# DIRECTIONS FOR THIS TASK:
Give the data again exactly as written, skipping any pictures.

--- Start DATA SECTION ---

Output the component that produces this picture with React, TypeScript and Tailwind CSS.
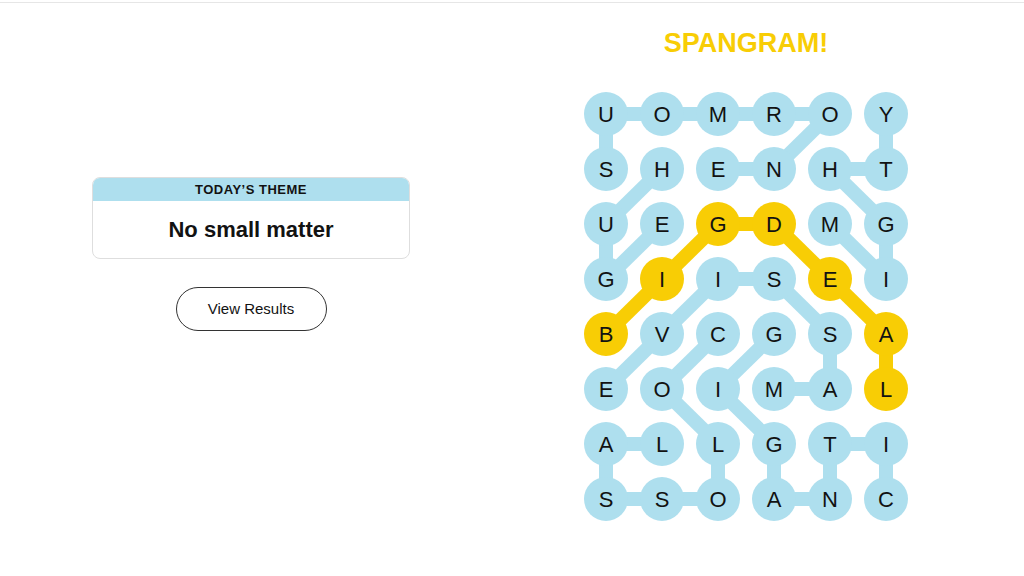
import React from 'react';

const ROWS = ['UOMROY', 'SHENHT', 'UEGDMG', 'GIISEI', 'BVCGSA', 'EOIMAL', 'ALLGTI', 'SSOANC'];

// words as paths of [row, col]
const WORDS: { cells: [number, number][]; spangram?: boolean }[] = [
  { cells: [[1, 2], [1, 3], [0, 4], [0, 3], [0, 2], [0, 1], [0, 0], [1, 0]] },
  { cells: [[1, 1], [2, 0], [3, 0], [2, 1]] },
  { cells: [[2, 4], [3, 5], [2, 5], [1, 4], [1, 5], [0, 5]] },
  { cells: [[5, 3], [5, 4], [4, 4], [3, 3], [3, 2], [4, 1], [5, 0]] },
  { cells: [[4, 2], [5, 1], [6, 2], [7, 2], [7, 1], [7, 0], [6, 0], [6, 1]] },
  { cells: [[4, 3], [5, 2], [6, 3], [7, 3], [7, 4], [6, 4], [6, 5], [7, 5]] },
  { cells: [[4, 0], [3, 1], [2, 2], [2, 3], [3, 4], [4, 5], [5, 5]], spangram: true },
];

const BLUE = '#aedfee';
const YELLOW = '#f8cd05';
const cx = (c: number) => 22 + c * 56;
const cy = (r: number) => 22 + r * 55;

const spangramCells = new Set(
  WORDS.filter((w) => w.spangram).flatMap((w) => w.cells.map(([r, c]) => `${r}-${c}`)),
);

function Board() {
  return (
    <div className="relative w-[324px] h-[429px]">
      <svg className="absolute inset-0" width={324} height={429}>
        {WORDS.map((word, i) =>
          word.cells.slice(1).map(([r, c], j) => {
            const [pr, pc] = word.cells[j];
            return (
              <line
                key={`${i}-${j}`}
                x1={cx(pc)}
                y1={cy(pr)}
                x2={cx(c)}
                y2={cy(r)}
                stroke={word.spangram ? YELLOW : BLUE}
                strokeWidth={14}
              />
            );
          }),
        )}
      </svg>
      <div className="relative grid grid-cols-[repeat(6,44px)] grid-rows-[repeat(8,44px)] gap-x-[12px] gap-y-[11px]">
        {ROWS.flatMap((row, r) =>
          row.split('').map((letter, c) => (
            <div
              key={`${r}-${c}`}
              className={`w-[44px] h-[44px] rounded-full flex items-center justify-center text-[22px] text-[#121212] ${
                spangramCells.has(`${r}-${c}`) ? 'bg-[#f8cd05]' : 'bg-[#aedfee]'
              }`}
            >
              {letter}
            </div>
          )),
        )}
      </div>
    </div>
  );
}

export default function App() {
  return (
    <div className="w-[1024px] h-[576px] bg-white font-['Liberation_Sans',Arial,sans-serif] overflow-hidden">
      <div className="mt-[2px] h-px bg-[#e6e6e6]" />
      <div className="flex">
        <div className="w-[318px] ml-[92px] pt-[174px] flex flex-col items-center">
          <div className="w-full rounded-[8px] border border-[#dedede] overflow-hidden">
            <div className="h-[23px] bg-[#aedfee] flex items-center justify-center text-[13px] font-bold tracking-[0.5px] text-[#121212]">
              TODAY&rsquo;S THEME
            </div>
            <div className="h-[57px] flex items-center justify-center text-[22px] font-bold text-[#121212]">
              No small matter
            </div>
          </div>
          <button className="mt-[28px] w-[151px] h-[44px] rounded-full border border-[#333] text-[15px] text-[#121212]">
            View Results
          </button>
        </div>
        <div className="ml-[174px] w-[324px] flex flex-col items-center">
          <div className="mt-[22px] h-[36px] flex items-center text-[27px] font-bold text-[#f8cd05]">SPANGRAM!</div>
          <div className="mt-[31px]">
            <Board />
          </div>
        </div>
      </div>
    </div>
  );
}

--- End DATA SECTION ---

# EXERCISE RESULT:
Output the component that produces this picture with React, TypeScript and Tailwind CSS.
import React from 'react';

const ROWS = ['UOMROY', 'SHENHT', 'UEGDMG', 'GIISEI', 'BVCGSA', 'EOIMAL', 'ALLGTI', 'SSOANC'];

// words as paths of [row, col]
const WORDS: { cells: [number, number][]; spangram?: boolean }[] = [
  { cells: [[1, 2], [1, 3], [0, 4], [0, 3], [0, 2], [0, 1], [0, 0], [1, 0]] },
  { cells: [[1, 1], [2, 0], [3, 0], [2, 1]] },
  { cells: [[2, 4], [3, 5], [2, 5], [1, 4], [1, 5], [0, 5]] },
  { cells: [[5, 3], [5, 4], [4, 4], [3, 3], [3, 2], [4, 1], [5, 0]] },
  { cells: [[4, 2], [5, 1], [6, 2], [7, 2], [7, 1], [7, 0], [6, 0], [6, 1]] },
  { cells: [[4, 3], [5, 2], [6, 3], [7, 3], [7, 4], [6, 4], [6, 5], [7, 5]] },
  { cells: [[4, 0], [3, 1], [2, 2], [2, 3], [3, 4], [4, 5], [5, 5]], spangram: true },
];

const BLUE = '#aedfee';
const YELLOW = '#f8cd05';
const cx = (c: number) => 22 + c * 56;
const cy = (r: number) => 22 + r * 55;

const spangramCells = new Set(
  WORDS.filter((w) => w.spangram).flatMap((w) => w.cells.map(([r, c]) => `${r}-${c}`)),
);

function Board() {
  return (
    <div className="relative w-[324px] h-[429px]">
      <svg className="absolute inset-0" width={324} height={429}>
        {WORDS.map((word, i) =>
          word.cells.slice(1).map(([r, c], j) => {
            const [pr, pc] = word.cells[j];
            return (
              <line
                key={`${i}-${j}`}
                x1={cx(pc)}
                y1={cy(pr)}
                x2={cx(c)}
                y2={cy(r)}
                stroke={word.spangram ? YELLOW : BLUE}
                strokeWidth={14}
              />
            );
          }),
        )}
      </svg>
      <div className="relative grid grid-cols-[repeat(6,44px)] grid-rows-[repeat(8,44px)] gap-x-[12px] gap-y-[11px]">
        {ROWS.flatMap((row, r) =>
          row.split('').map((letter, c) => (
            <div
              key={`${r}-${c}`}
              className={`w-[44px] h-[44px] rounded-full flex items-center justify-center text-[22px] text-[#121212] ${
                spangramCells.has(`${r}-${c}`) ? 'bg-[#f8cd05]' : 'bg-[#aedfee]'
              }`}
            >
              {letter}
            </div>
          )),
        )}
      </div>
    </div>
  );
}

export default function App() {
  return (
    <div className="w-[1024px] h-[576px] bg-white font-['Liberation_Sans',Arial,sans-serif] overflow-hidden">
      <div className="mt-[2px] h-px bg-[#e6e6e6]" />
      <div className="flex">
        <div className="w-[318px] ml-[92px] pt-[174px] flex flex-col items-center">
          <div className="w-full rounded-[8px] border border-[#dedede] overflow-hidden">
            <div className="h-[23px] bg-[#aedfee] flex items-center justify-center text-[13px] font-bold tracking-[0.5px] text-[#121212]">
              TODAY&rsquo;S THEME
            </div>
            <div className="h-[57px] flex items-center justify-center text-[22px] font-bold text-[#121212]">
              No small matter
            </div>
          </div>
          <button className="mt-[28px] w-[151px] h-[44px] rounded-full border border-[#333] text-[15px] text-[#121212]">
            View Results
          </button>
        </div>
        <div className="ml-[174px] w-[324px] flex flex-col items-center">
          <div className="mt-[22px] h-[36px] flex items-center text-[27px] font-bold text-[#f8cd05]">SPANGRAM!</div>
          <div className="mt-[31px]">
            <Board />
          </div>
        </div>
      </div>
    </div>
  );
}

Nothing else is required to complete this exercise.